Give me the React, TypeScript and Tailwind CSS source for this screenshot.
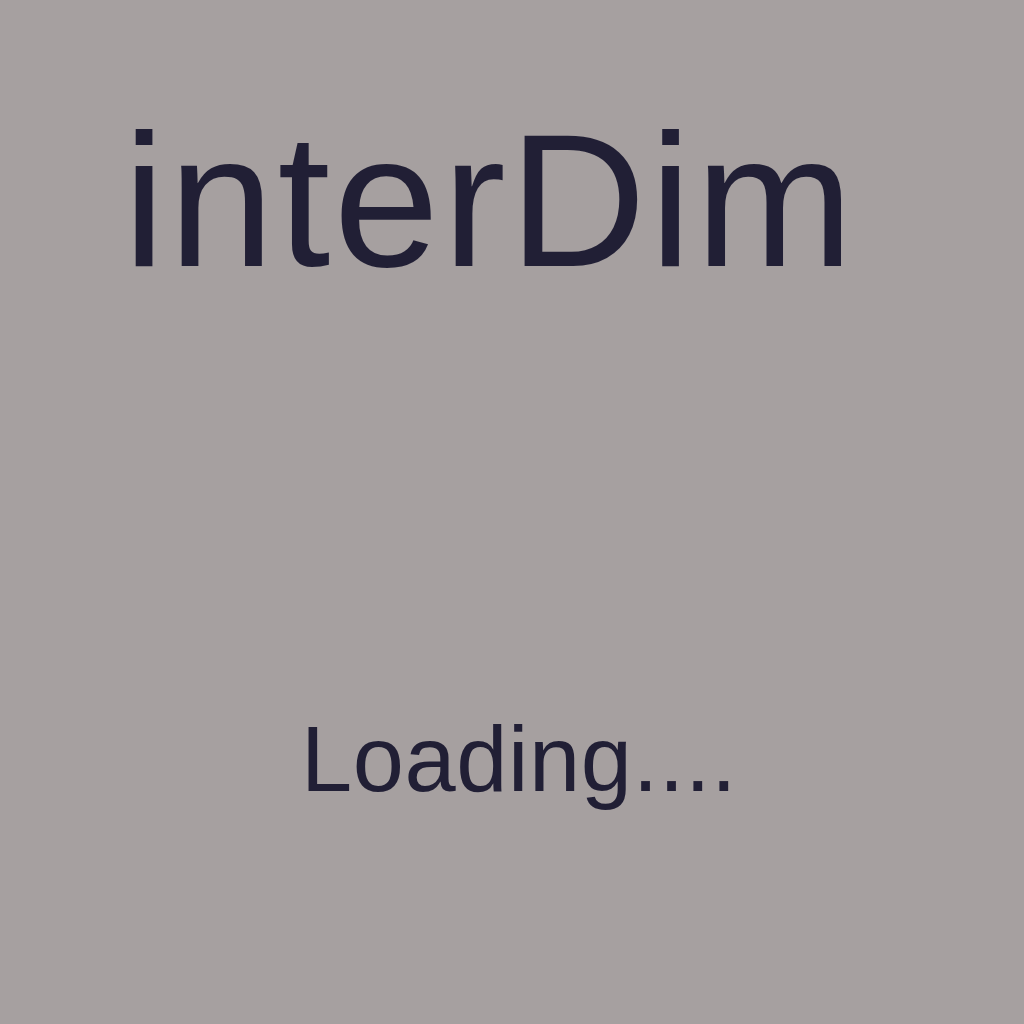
import React from 'react';

const App = () => {
  return (
    <div
      className="w-[1024px] h-[1024px] bg-[#a6a0a0] text-[#211f35] flex flex-col overflow-hidden"
      style={{ fontFamily: '"Liberation Sans", Arial, sans-serif' }}
    >
      <h1 className="pt-[105px] pl-[123px] text-[190px] leading-none font-normal tracking-[3.3px]">interDim</h1>
      <p className="mt-[418px] pl-[301px] text-[92px] leading-none tracking-[0.6px]">Loading....</p>
    </div>
  );
};

export default App;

Written task →
Set the pictures aside and transcribe the data above exactly.

Answer to this problem →
Give me the React, TypeScript and Tailwind CSS source for this screenshot.
import React from 'react';

const App = () => {
  return (
    <div
      className="w-[1024px] h-[1024px] bg-[#a6a0a0] text-[#211f35] flex flex-col overflow-hidden"
      style={{ fontFamily: '"Liberation Sans", Arial, sans-serif' }}
    >
      <h1 className="pt-[105px] pl-[123px] text-[190px] leading-none font-normal tracking-[3.3px]">interDim</h1>
      <p className="mt-[418px] pl-[301px] text-[92px] leading-none tracking-[0.6px]">Loading....</p>
    </div>
  );
};

export default App;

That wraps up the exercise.